Я очень обрадовался, но он был холоднее, чем это соответствовало стилю. Может быть, не хотел показаться слишком трогательным.

Чувствовался какой-то раскол его с Анной Андреевной, как будто оборвались какие-то нити.

* * *

Позднее я был тоже на фронте, а осенью 1916 г. приехал в отпуск. Гумилев тоже приехал в это время и лежал в Лазарете Общества Писателей на Петербургской стороне. Я отправился к нему туда. Оказалось, он уже встал с постели и был одет в военную форму. Война сделала его упрощеннее, скинула надменность.
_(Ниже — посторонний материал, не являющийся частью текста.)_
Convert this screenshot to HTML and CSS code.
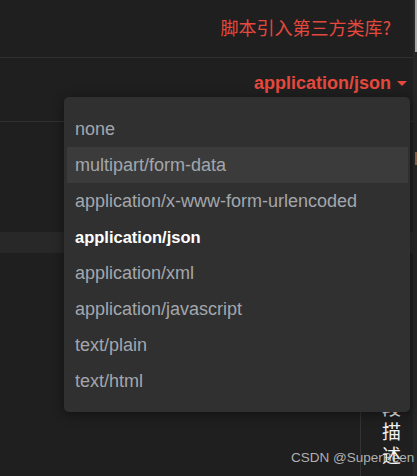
FILE: index.html
```html
<!DOCTYPE html>
<html lang="zh">
<head>
<meta charset="utf-8">
<title>Dropdown</title>
<link rel="stylesheet" href="styles.css">
</head>
<body>
<div class="page">
  <div class="content">
    <div class="head-row">
      <span class="head-title">脚本引入第三方类库?</span>
    </div>
    <div class="type-row">
      <span class="type-trigger">application/json<span class="caret"></span></span>
    </div>
    <div class="spacer"></div>
    <div class="band"></div>
    <div class="table-row">
      <div class="cell-main"></div>
      <div class="cell-desc">字段描述</div>
    </div>

    <ul class="menu">
      <li class="menu-item">none</li>
      <li class="menu-item is-hover">multipart/form-data</li>
      <li class="menu-item">application/x-www-form-urlencoded</li>
      <li class="menu-item is-active">application/json</li>
      <li class="menu-item">application/xml</li>
      <li class="menu-item">application/javascript</li>
      <li class="menu-item">text/plain</li>
      <li class="menu-item">text/html</li>
    </ul>

    <div class="watermark">CSDN @SuperBeen</div>
  </div>
  <div class="scrollbar">
    <div class="thumb"></div>
    <div class="mark"></div>
  </div>
</div>
</body>
</html>
```

FILE: styles.css
```css
html, body {
  margin: 0;
  padding: 0;
  background: #1f1f1f;
  font-family: "Liberation Sans", Arial, "Noto Sans CJK SC", sans-serif;
}

.page {
  display: flex;
  width: 417px;
  height: 476px;
  overflow: hidden;
}

.content {
  position: relative;
  flex: 1;
  display: flex;
  flex-direction: column;
}

.head-row {
  height: 57px;
  border-bottom: 1px solid #313131;
  display: flex;
  justify-content: flex-end;
  align-items: flex-start;
  padding-right: 22px;
}

.head-title {
  margin-top: 14px;
  font-family: "Noto Sans CJK SC", sans-serif;
  font-size: 18px;
  line-height: 26px;
  color: #e5483d;
}

.type-row {
  height: 63px;
  border-bottom: 1px solid #313131;
  display: flex;
  justify-content: flex-end;
  align-items: flex-start;
  padding-right: 6px;
}

.type-trigger {
  margin-top: 14px;
  font-size: 18px;
  font-weight: bold;
  line-height: 22px;
  color: #e5483d;
  display: flex;
  align-items: center;
}

.caret {
  display: inline-block;
  width: 0;
  height: 0;
  margin-left: 6px;
  border-left: 5px solid transparent;
  border-right: 5px solid transparent;
  border-top: 5px solid #e5483d;
}

.spacer {
  height: 110px;
}

.band {
  height: 21px;
  background: #282828;
}

.table-row {
  flex: 1;
  display: flex;
}

.cell-main {
  width: 360px;
  border-right: 1px solid #333333;
}

.cell-desc {
  width: 20px;
  padding: 118px 0 0 21px;
  font-family: "Noto Sans CJK SC", sans-serif;
  font-size: 19px;
  line-height: 24px;
  color: #f2f2f2;
  word-break: break-all;
}

.menu {
  position: absolute;
  left: 64px;
  top: 97px;
  width: 346px;
  height: 315px;
  box-sizing: border-box;
  margin: 0;
  padding: 14px 2px 13px 3px;
  list-style: none;
  background: #303030;
  border-radius: 5px;
  box-shadow: 0 2px 12px rgba(0, 0, 0, 0.45);
}

.menu-item {
  height: 36px;
  line-height: 36px;
  padding-left: 8px;
  font-size: 18px;
  color: #a3a7ad;
  white-space: nowrap;
}

.menu-item.is-hover {
  background: #3b3b3b;
}

.menu-item.is-active {
  color: #ffffff;
  font-size: 16.5px;
  font-weight: bold;
}

.watermark {
  position: absolute;
  left: 291px;
  top: 450px;
  font-size: 13.5px;
  line-height: 16px;
  color: rgba(220, 220, 220, 0.78);
  white-space: nowrap;
}

.scrollbar {
  width: 4px;
  background: #262626;
  display: flex;
  flex-direction: column;
  align-items: flex-end;
}

.thumb {
  width: 2px;
  height: 52px;
  background: #a8a8a8;
}

.mark {
  width: 2px;
  height: 13px;
  margin-top: 100px;
  background: #8f6245;
}
```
Он сидел на кровати и играл с кем-то в шашки. Мы встретились запросто (я тоже был в военной форме), посидели некоторое время, потом он решил потихоньку удрать. Ему нужно было в "Биржевые Ведомости", а из лазарета не выпускали. Он просил меня помочь ему пронести шинель. Сам он был в больших сапогах и от него пахло кожей. Мы выбрались из лазарета благополучно. В этом поступке было что-то казарменное и озорное.

На ходу сели в трамвай. Затем простились. Весело и бодро он соскочил с трамвая и побежал на Галерную. На нем была длинная кавалерийская шинель. Я глядел ему вслед.

С тех пор мы не виделись ни разу.

Позднее я очутился в Сибири. В глухом селе мне попались "Известия" и я прочел о том, что Гумилев расстрелян.


Впервые полностью опубликовано: Жизнь Николая Гумилева. Воспоминания современников. Л.1991.

Сергей Абрамович Ауслендер (1886-1937) прозаик, драматург, переводчик, литературный и театральный критик.